= Lees Mayall =

British diplomat

Sir Alexander Lees Mayall (14 September 1915 – 27 December 1992) was a British diplomat who served as Vice-Marshal of the Diplomatic Corps.

==Biography==
Mayall was born in Atcham, Shropshire, the son of Alexander Mayall, of Bealings End, Woodbridge, Suffolk, by his wife Isobel Margaret, daughter of Frederick James Roberts Hendy, Director of Education at Oxford University. The Mayall family were minor Lancashire gentry since the late eighteenth century.

After Eton and Trinity College, Oxford, Mayall joined the Foreign Office and was promoted to Third Secretary in 1940. He was appointed a Companion of the Order of St Michael and St George in 1964 while serving at the British embassy in Lisbon.

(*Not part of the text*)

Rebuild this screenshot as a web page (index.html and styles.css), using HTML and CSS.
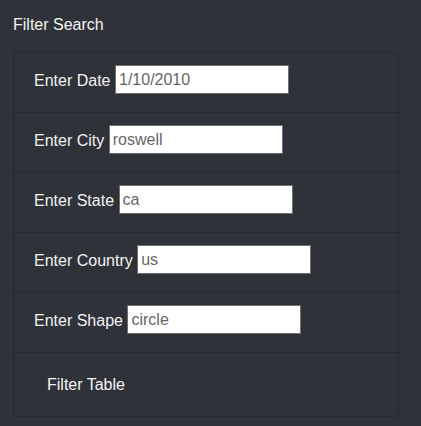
FILE: index.html
```html
<!DOCTYPE html>
<html lang="en">
<head>
<meta charset="utf-8">
<title>Filter Search</title>
<link rel="stylesheet" href="styles.css">
</head>
<body>
<div class="panel">
  <h5 class="panel-title">Filter Search</h5>
  <ul class="list">
    <li class="list-item">
      <label class="field-label" for="date">Enter Date</label>
      <input class="field-input" id="date" type="text" value="1/10/2010">
    </li>
    <li class="list-item">
      <label class="field-label" for="city">Enter City</label>
      <input class="field-input" id="city" type="text" value="roswell">
    </li>
    <li class="list-item">
      <label class="field-label" for="state">Enter State</label>
      <input class="field-input" id="state" type="text" value="ca">
    </li>
    <li class="list-item">
      <label class="field-label" for="country">Enter Country</label>
      <input class="field-input" id="country" type="text" value="us">
    </li>
    <li class="list-item">
      <label class="field-label" for="shape">Enter Shape</label>
      <input class="field-input" id="shape" type="text" value="circle">
    </li>
    <li class="list-item list-item-last">
      <button class="filter-btn" type="button">Filter Table</button>
    </li>
  </ul>
</div>
</body>
</html>
```
FILE: styles.css
```css
html, body {
  margin: 0;
  padding: 0;
  background: #30323a;
  font-family: "Liberation Sans", Arial, sans-serif;
  color: #f2f2f2;
}

.panel {
  padding: 15px 22px 0 13px;
}

.panel-title {
  margin: 0;
  font-size: 16px;
  font-weight: 400;
  line-height: 20px;
  color: #f4f4f4;
}

.list {
  list-style: none;
  margin: 17px 0 0 0;
  padding: 0;
  border: 1px solid #26282e;
  border-radius: 4px;
  background: #30323a;
}

.list-item {
  display: flex;
  align-items: center;
  gap: 4.5px;
  padding: 12px 20px 18px 20px;
  border-bottom: 1px solid #26282e;
}

.list-item-last {
  border-bottom: none;
  padding: 12px 20px 13px 20px;
}

.field-label {
  font-size: 16px;
  line-height: 20px;
  padding-top: 2px;
  color: #f2f2f2;
}

.field-input {
  box-sizing: border-box;
  width: 174px;
  height: 29px;
  margin: 0;
  padding: 1px 3px 0 3px;
  border: 1px solid #6e6e6e;
  border-radius: 0;
  background: #ffffff;
  font-family: "Liberation Sans", Arial, sans-serif;
  font-size: 16px;
  color: #666666;
  outline: none;
}

.filter-btn {
  box-sizing: border-box;
  height: 38px;
  margin: 0;
  padding: 7px 12px 5px 12px;
  border: 1px solid transparent;
  background: transparent;
  font-family: "Liberation Sans", Arial, sans-serif;
  font-size: 16px;
  line-height: 24px;
  color: #f4f4f4;
  cursor: pointer;
}
```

From 1940 to 1965, he was en poste in British Embassies in Switzerland, Egypt, France, Japan, Portugal and Ethiopia as well as serving stints in the UK. He served as Vice-Marshal of the Diplomatic Corps between 1965 and 1972, and was invested as a Knight Commander of the Royal Victorian Order in recognition of his services. In 1973 he was appointed British Ambassador to Venezuela.
After he retired to Wiltshire in 1975, he published his memoirs entitled Fireflies in Amber (ISBN 0 85955 162 8) published by Michael Russell (Publishing) Ltd, The Chantry, Wilton, Salisbury.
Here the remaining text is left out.